Everywhere in the city, people were cleaning up debris and refuse services were back in action.
Thousands of Iranian volunteers, many from the Red Crescent, have flooded into town to help an estimated 40,000 people still living here, mostly in small tents, on the streets or in back gardens.
Some 35,000 people were killed and 17,000 wounded in the December 26 quake, the regional deputy commander of the hardline Revolutionary Guards, Hossein Fatahi, told IRNA Saturday.
The International Federation of Red Cross and Red Crecent Societies and the United Nations are to issue a joint appeal for reconstruction aid during a visit here Wednesday by Iranian President Mohammad Khatami, a Red Cross official told AFP.
Foreign Minister Kamal Kharazi and Interior Minister Abdelvahed Mussavi Lari will also join the federation's president Juan Manuel Suarez del Toro and UN Undersecretary General for humanitarian affairs Jan Egeland for the launch here, the official added.
At a damaged but still standing downtown branch of the Millat Bank, employees were preparing to open for business Saturday after the central bank ordered all banks back to work.
Employees have retrieved a number of computers and files from three other city branches that were completely destroyed to help track accounts.
They also retrieved a large safe which two specialists were preparing to crack open, the codes having been lost when bank managers were killed.
Elsewhere the Parstel telephone company has set up a number of emergency lines at two separate locations, allowing people to call relatives and friends free of charge throughout the country.
A bus carrying dentists and their equipment was also doing the rounds of the city, providing emergency dental care.
Authorities were carrying out a census of the local population to find out how many remain and determine who will be transferred to new tent cities being set up around town.
But "not everbody accepts the idea of moving into camps," according to Rahim Elmi, a 42-year-old Red Crescent team leader from the northern Iranian city of Tabriz.
"It would be a lot easier to look after them in camps but many don't want to go. They are afraid of leaving their destroyed homes, fearing that their valuables still buried in the rubble might be looted," said Elmi.
A new camp was set up some seven kilometres (nearly five miles) east of the city, but only 15 families had so far moved in to the tents which could provide accommodation for up to 140 families, he said.
One woman, living with her family in a small tent set up on a public square in town, strongly objected to the idea of being moved to a camp.
"We are all farmers, we have land to work. We don't want to be moved away from our plots," she said.
The woman, who declined to be identified, said the government shouldn't make promises about reconstruction it couldn't fulfil.
"In any case we want foreigners to build us new houses, not the government. That way they would be safer," she added.
"People are very reluctant to move. It's a mental thing," said Jasper Lund, the UN aid coordinator.

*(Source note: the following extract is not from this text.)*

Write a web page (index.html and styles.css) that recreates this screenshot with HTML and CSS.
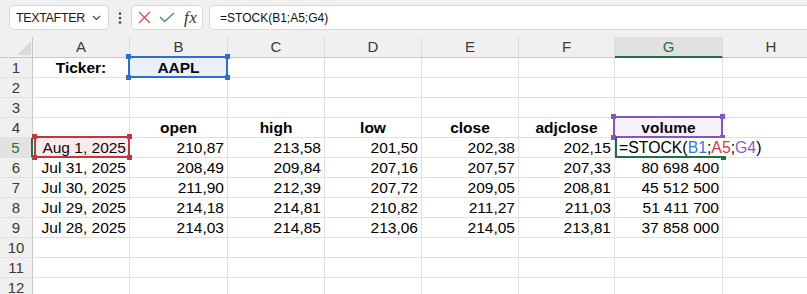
FILE: index.html
```html
<!DOCTYPE html>
<html>
<head>
<meta charset="utf-8">
<link rel="stylesheet" href="styles.css">
</head>
<body>
<div class="toolbar">
  <div class="namebox">
    <span class="nametext">TEXTAFTER</span>
    <svg class="chev" width="9" height="6" viewBox="0 0 9 6"><path d="M1 1 L4.5 4.5 L8 1" fill="none" stroke="#444" stroke-width="1.2"/></svg>
  </div>
  <div class="dots">
    <svg width="4" height="12" viewBox="0 0 4 12"><circle cx="2" cy="1.5" r="1.3" fill="#444"/><circle cx="2" cy="6" r="1.3" fill="#444"/><circle cx="2" cy="10.5" r="1.3" fill="#444"/></svg>
  </div>
  <div class="fxbox">
    <svg class="ico" width="13" height="13" viewBox="0 0 13 13"><path d="M1 1 L12 12 M12 1 L1 12" stroke="#e0474c" stroke-width="1.3" fill="none"/></svg>
    <svg class="ico" width="16" height="11" viewBox="0 0 16 11"><path d="M1 5 L5.5 9.5 L15 1" stroke="#36a05a" stroke-width="1.4" fill="none"/></svg>
    <span class="fx">fx</span>
  </div>
  <div class="formula">=STOCK(B1;A5;G4)</div>
</div>

<div class="sheet">
  <div class="corner"><svg width="33" height="20" viewBox="0 0 33 20"><polygon points="17,18 31,4 31,18" fill="#d9d9d9"/></svg></div>
  <div class="ch">A</div><div class="ch">B</div><div class="ch">C</div><div class="ch">D</div><div class="ch">E</div><div class="ch">F</div><div class="ch sel">G</div><div class="ch">H</div>

  <div class="rh">1</div>
  <div class="c ctr b">Ticker:</div>
  <div class="c ctr b">AAPL<span class="box blue"><i class="h tl"></i><i class="h tr"></i><i class="h bl"></i><i class="h br"></i></span></div>
  <div class="c"></div><div class="c"></div><div class="c"></div><div class="c"></div><div class="c"></div><div class="c"></div>

  <div class="rh">2</div>
  <div class="c"></div><div class="c"></div><div class="c"></div><div class="c"></div><div class="c"></div><div class="c"></div><div class="c"></div><div class="c"></div>

  <div class="rh">3</div>
  <div class="c"></div><div class="c"></div><div class="c"></div><div class="c"></div><div class="c"></div><div class="c"></div><div class="c"></div><div class="c"></div>

  <div class="rh">4</div>
  <div class="c"></div>
  <div class="c ctr b">open</div>
  <div class="c ctr b">high</div>
  <div class="c ctr b">low</div>
  <div class="c ctr b">close</div>
  <div class="c ctr b">adjclose</div>
  <div class="c ctr b">volume<span class="box purple"><i class="h tl"></i><i class="h tr"></i><i class="h bl"></i><i class="h br"></i></span></div>
  <div class="c"></div>

  <div class="rh sel">5</div>
  <div class="c r">Aug 1, 2025<span class="box red"><i class="h tl"></i><i class="h tr"></i><i class="h bl"></i><i class="h br"></i></span></div>
  <div class="c r">210,87</div>
  <div class="c r">213,58</div>
  <div class="c r">201,50</div>
  <div class="c r">202,38</div>
  <div class="c r">202,15</div>
  <div class="c edit"><span class="editbox"><i class="h gbr"></i></span><span class="edittext">=STOCK(<span class="fb">B1</span>;<span class="fr">A5</span>;<span class="fp">G4</span>)</span></div>
  <div class="c"></div>

  <div class="rh">6</div>
  <div class="c r">Jul 31, 2025</div>
  <div class="c r">208,49</div>
  <div class="c r">209,84</div>
  <div class="c r">207,16</div>
  <div class="c r">207,57</div>
  <div class="c r">207,33</div>
  <div class="c r">80&nbsp;698&nbsp;400</div>
  <div class="c"></div>

  <div class="rh">7</div>
  <div class="c r">Jul 30, 2025</div>
  <div class="c r">211,90</div>
  <div class="c r">212,39</div>
  <div class="c r">207,72</div>
  <div class="c r">209,05</div>
  <div class="c r">208,81</div>
  <div class="c r">45&nbsp;512&nbsp;500</div>
  <div class="c"></div>

  <div class="rh">8</div>
  <div class="c r">Jul 29, 2025</div>
  <div class="c r">214,18</div>
  <div class="c r">214,81</div>
  <div class="c r">210,82</div>
  <div class="c r">211,27</div>
  <div class="c r">211,03</div>
  <div class="c r">51&nbsp;411&nbsp;700</div>
  <div class="c"></div>

  <div class="rh">9</div>
  <div class="c r">Jul 28, 2025</div>
  <div class="c r">214,03</div>
  <div class="c r">214,85</div>
  <div class="c r">213,06</div>
  <div class="c r">214,05</div>
  <div class="c r">213,81</div>
  <div class="c r">37&nbsp;858&nbsp;000</div>
  <div class="c"></div>

  <div class="rh">10</div>
  <div class="c"></div><div class="c"></div><div class="c"></div><div class="c"></div><div class="c"></div><div class="c"></div><div class="c"></div><div class="c"></div>

  <div class="rh">11</div>
  <div class="c"></div><div class="c"></div><div class="c"></div><div class="c"></div><div class="c"></div><div class="c"></div><div class="c"></div><div class="c"></div>

  <div class="rh">12</div>
  <div class="c"></div><div class="c"></div><div class="c"></div><div class="c"></div><div class="c"></div><div class="c"></div><div class="c"></div><div class="c"></div>
</div>
</body>
</html>
```

FILE: styles.css
```css
html, body {
  margin: 0;
  padding: 0;
  background: #ffffff;
  overflow: hidden;
  width: 807px;
  height: 294px;
}

body {
  font-family: "Liberation Sans", Arial, sans-serif;
}

.toolbar {
  height: 37px;
  box-sizing: border-box;
  background: #f0f0f0;
  display: flex;
  align-items: flex-start;
  padding: 5px 0 0 9px;
  overflow: hidden;
}

.namebox {
  width: 100px;
  height: 25px;
  box-sizing: border-box;
  background: #ffffff;
  border: 1px solid #d9d9d9;
  border-radius: 5px;
  display: flex;
  align-items: center;
  padding: 0 0 0 6px;
}

.nametext {
  font-size: 12.5px;
  letter-spacing: -0.35px;
  color: #1a1a1a;
  flex: 1;
}

.chev {
  margin-right: 7px;
}

.dots {
  width: 22px;
  height: 25px;
  display: flex;
  align-items: center;
  justify-content: center;
}

.fxbox {
  width: 72px;
  height: 25px;
  box-sizing: border-box;
  background: #ffffff;
  border: 1px solid #d9d9d9;
  border-radius: 5px;
  display: flex;
  align-items: center;
  padding: 0 0 0 6px;
  gap: 8px;
}

.fx {
  font-family: "Liberation Serif", "Times New Roman", serif;
  font-style: italic;
  font-size: 17px;
  color: #333;
  margin-left: 1px;
  line-height: 1;
  letter-spacing: 0.5px;
}

.formula {
  flex: 1;
  margin-left: 6px;
  margin-right: -10px;
  height: 25px;
  box-sizing: border-box;
  background: #ffffff;
  border: 1px solid #d9d9d9;
  border-radius: 5px;
  display: flex;
  align-items: center;
  padding-left: 10px;
  font-size: 12px;
  color: #111;
}

.sheet {
  display: grid;
  grid-template-columns: 33px 97px 98px 97px 97px 97px 96px 108px 97px;
  grid-template-rows: 21px;
  grid-auto-rows: 20px;
  width: 820px;
}

.corner {
  background: #f0f0f0;
  border-right: 1px solid #c8c8c8;
  border-bottom: 1px solid #c8c8c8;
  box-sizing: border-box;
  overflow: hidden;
}

.corner svg {
  display: block;
}

.ch {
  background: #f0f0f0;
  border-right: 1px solid #dcdcdc;
  border-bottom: 1px solid #c8c8c8;
  box-sizing: border-box;
  text-align: center;
  font-size: 15px;
  line-height: 20px;
  color: #3a3a3a;
}

.ch.sel {
  background: #e1e1e1;
  border-bottom: 2px solid #1f7145;
  color: #1f7145;
  line-height: 19px;
}

.rh {
  background: #f0f0f0;
  border-right: 1px solid #c8c8c8;
  border-bottom: 1px solid #e1e1e1;
  box-sizing: border-box;
  text-align: center;
  font-size: 15px;
  line-height: 19px;
  color: #3a3a3a;
}

.rh.sel {
  background: #e2e2e2;
  border-right: 2px solid #1f7145;
  color: #1f7145;
}

.c {
  position: relative;
  border-right: 1px solid #e1e1e1;
  border-bottom: 1px solid #e1e1e1;
  box-sizing: border-box;
  font-size: 15.5px;
  line-height: 19px;
  color: #000;
  white-space: nowrap;
  padding: 0 3px;
}

.r {
  text-align: right;
}

.ctr {
  text-align: center;
}

.b {
  font-weight: bold;
}

.box {
  position: absolute;
  left: -2px;
  top: -2px;
  right: -1px;
  bottom: -1px;
  border: 2px solid;
  z-index: 2;
}

.box.blue {
  border-color: #2f6fcc;
  background: rgba(47, 111, 204, 0.1);
}

.box.red {
  left: 1px;
  border-color: #c4363f;
  background: rgba(196, 54, 63, 0.1);
}

.box.purple {
  border-color: #8656c0;
  background: rgba(134, 86, 192, 0.08);
}

.h {
  position: absolute;
  width: 5px;
  height: 5px;
  background: inherit;
}

.blue .h { background: #2f6fcc; }
.red .h { background: #c4363f; }
.purple .h { background: #8656c0; }

.h.tl { left: -4px; top: -4px; }
.h.tr { right: -4px; top: -4px; }
.h.bl { left: -4px; bottom: -4px; }
.h.br { right: -4px; bottom: -4px; }

.edit {
  border-right-color: transparent;
  overflow: visible;
  z-index: 3;
}

.editbox {
  position: absolute;
  left: 0;
  top: -1px;
  right: -2px;
  bottom: -1px;
  border-left: 2px solid #1f7145;
  border-bottom: 2px solid #1f7145;
}

.h.gbr {
  right: -2px;
  bottom: -4px;
  background: #1f7145;
}

.edittext {
  position: absolute;
  left: 2px;
  top: 0;
  height: 18px;
  padding: 0 3px 0 2px;
  background: #ffffff;
  font-size: 15.8px;
  line-height: 19px;
  color: #000;
}

.fb { color: #3b78d6; }
.fr { color: #d53a40; }
.fp { color: #8a5ec8; }
```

"People are getting over the initial shock and are starting to wonder about their future. But they are afraid of being put into camps, fearing this will delay reconstruction."
Running water and electricity was available in several parts of town, while trucks delivered water to other points.
People used the rubble of crumbled houses as lavatories. The sewage system remained largely operational.
"The town didn't have a sophisticated sewage system in any case, so it pretty much allows for a natural way of getting rid of things," said Lund.